One of the main challenges in training or fine-tuning deep learning models is data curation from large datasets containing millions of images. Traditional statistical metrics like Structural Similarity Index (SSIM) can replace manual curation but may not capture implicit image features. In this project, I developed a similar image search tool by training a Vision Transformer for representation learning.

Contributions:

  • Trained a Vision Transformer with ~1M images in a self supervision setting using view invariance and masked-image-modelling objectives.
  • Setup distributed training on DGX cluster to enable training on multi-gpu DGX cluster.
  • Developed a feature extraction pipeline using the trainied Vision Transformer and deployed it as on AWS as a Lambda function.
  • Automated the extraction of ~60M images using the deployed feature extraction pipeline to store representations in parquet files and DynamoDB.
  • Developed a REST API based Neighbor Search Tool allowing users to query for similar images in a database given a query image.
  • Designed a novel methodology to allow similar image search based on multiple images and multiple objects in the images using transformer model attention maps. This method allowed the user to search for specific attributes of objects from one or more images.

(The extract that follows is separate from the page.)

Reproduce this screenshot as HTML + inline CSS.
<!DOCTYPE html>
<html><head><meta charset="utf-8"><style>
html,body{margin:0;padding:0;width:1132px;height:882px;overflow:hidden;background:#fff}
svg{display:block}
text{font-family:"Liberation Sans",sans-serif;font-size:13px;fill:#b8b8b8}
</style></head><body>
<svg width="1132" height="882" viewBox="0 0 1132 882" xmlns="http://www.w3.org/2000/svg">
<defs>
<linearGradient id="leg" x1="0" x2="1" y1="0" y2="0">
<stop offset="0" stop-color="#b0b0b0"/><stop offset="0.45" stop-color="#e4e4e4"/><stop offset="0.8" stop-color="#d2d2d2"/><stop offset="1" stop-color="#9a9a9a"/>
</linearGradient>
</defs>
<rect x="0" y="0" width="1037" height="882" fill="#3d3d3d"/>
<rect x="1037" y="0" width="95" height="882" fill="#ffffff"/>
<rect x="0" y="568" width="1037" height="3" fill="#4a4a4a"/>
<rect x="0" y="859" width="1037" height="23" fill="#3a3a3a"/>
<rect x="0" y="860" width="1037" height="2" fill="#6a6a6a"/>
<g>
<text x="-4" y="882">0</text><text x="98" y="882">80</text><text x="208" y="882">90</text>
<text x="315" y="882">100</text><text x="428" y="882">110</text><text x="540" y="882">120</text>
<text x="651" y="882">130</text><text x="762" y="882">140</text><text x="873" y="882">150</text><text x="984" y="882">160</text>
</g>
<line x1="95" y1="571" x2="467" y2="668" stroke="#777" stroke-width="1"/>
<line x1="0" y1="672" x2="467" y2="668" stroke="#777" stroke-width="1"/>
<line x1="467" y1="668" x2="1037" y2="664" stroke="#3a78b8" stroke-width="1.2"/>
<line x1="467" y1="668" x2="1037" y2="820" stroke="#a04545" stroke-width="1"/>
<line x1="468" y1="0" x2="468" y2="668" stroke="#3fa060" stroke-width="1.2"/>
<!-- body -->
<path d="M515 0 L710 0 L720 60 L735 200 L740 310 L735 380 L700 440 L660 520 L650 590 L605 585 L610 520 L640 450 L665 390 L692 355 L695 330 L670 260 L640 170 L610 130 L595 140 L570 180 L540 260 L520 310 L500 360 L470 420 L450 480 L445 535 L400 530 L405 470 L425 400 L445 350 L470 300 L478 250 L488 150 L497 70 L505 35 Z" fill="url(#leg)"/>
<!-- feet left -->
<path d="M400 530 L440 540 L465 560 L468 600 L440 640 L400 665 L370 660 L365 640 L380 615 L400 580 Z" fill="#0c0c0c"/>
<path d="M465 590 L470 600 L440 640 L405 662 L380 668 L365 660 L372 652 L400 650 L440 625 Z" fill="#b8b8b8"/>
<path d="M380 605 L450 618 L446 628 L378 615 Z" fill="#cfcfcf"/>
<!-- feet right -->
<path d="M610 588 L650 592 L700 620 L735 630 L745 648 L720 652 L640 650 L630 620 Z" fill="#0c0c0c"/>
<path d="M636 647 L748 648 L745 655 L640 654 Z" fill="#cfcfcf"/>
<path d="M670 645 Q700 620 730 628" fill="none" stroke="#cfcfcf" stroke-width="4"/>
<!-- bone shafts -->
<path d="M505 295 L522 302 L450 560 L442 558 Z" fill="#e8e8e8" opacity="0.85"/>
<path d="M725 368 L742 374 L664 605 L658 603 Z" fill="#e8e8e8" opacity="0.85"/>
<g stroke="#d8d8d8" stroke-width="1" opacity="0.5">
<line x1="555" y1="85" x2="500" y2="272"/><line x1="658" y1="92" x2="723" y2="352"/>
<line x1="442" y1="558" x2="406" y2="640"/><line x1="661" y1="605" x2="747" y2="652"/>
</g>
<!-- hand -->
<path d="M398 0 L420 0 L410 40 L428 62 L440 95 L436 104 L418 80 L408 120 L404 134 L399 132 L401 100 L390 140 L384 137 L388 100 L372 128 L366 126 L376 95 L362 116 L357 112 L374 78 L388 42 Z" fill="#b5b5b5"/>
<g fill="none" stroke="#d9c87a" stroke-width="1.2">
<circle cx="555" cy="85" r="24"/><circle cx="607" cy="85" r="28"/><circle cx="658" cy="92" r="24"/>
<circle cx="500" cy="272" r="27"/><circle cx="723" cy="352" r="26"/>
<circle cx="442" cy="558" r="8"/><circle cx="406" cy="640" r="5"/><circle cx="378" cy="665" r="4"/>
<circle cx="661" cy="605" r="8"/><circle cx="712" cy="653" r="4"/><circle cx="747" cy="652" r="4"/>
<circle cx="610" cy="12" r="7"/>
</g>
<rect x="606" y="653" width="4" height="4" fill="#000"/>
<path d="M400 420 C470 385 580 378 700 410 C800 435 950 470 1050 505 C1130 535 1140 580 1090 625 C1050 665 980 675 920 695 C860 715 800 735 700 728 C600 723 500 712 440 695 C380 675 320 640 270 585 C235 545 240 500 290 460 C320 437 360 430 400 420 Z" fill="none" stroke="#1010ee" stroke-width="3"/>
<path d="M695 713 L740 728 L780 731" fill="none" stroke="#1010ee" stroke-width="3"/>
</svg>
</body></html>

For example, you could specifically search for a person in the shadow of a tractor.

Result:

  • This replaced the SSIM based approach for searching similar images and resulted in over 90% improvement in similar image retrieval accuracy and 100x increase in speed of retrieval.
  • The novel method allowed fine-grained similar image search helping curate data for rare failure cases.
  • Application for a patent for the novel methodology for fine-grained similar image search.

Technology used:

Python, PyTorch, AWS Lambda, AWS S3, AWS DynamoDB, Docker, Facebook AI Similarity Search (FAISS), MLFlow, Git.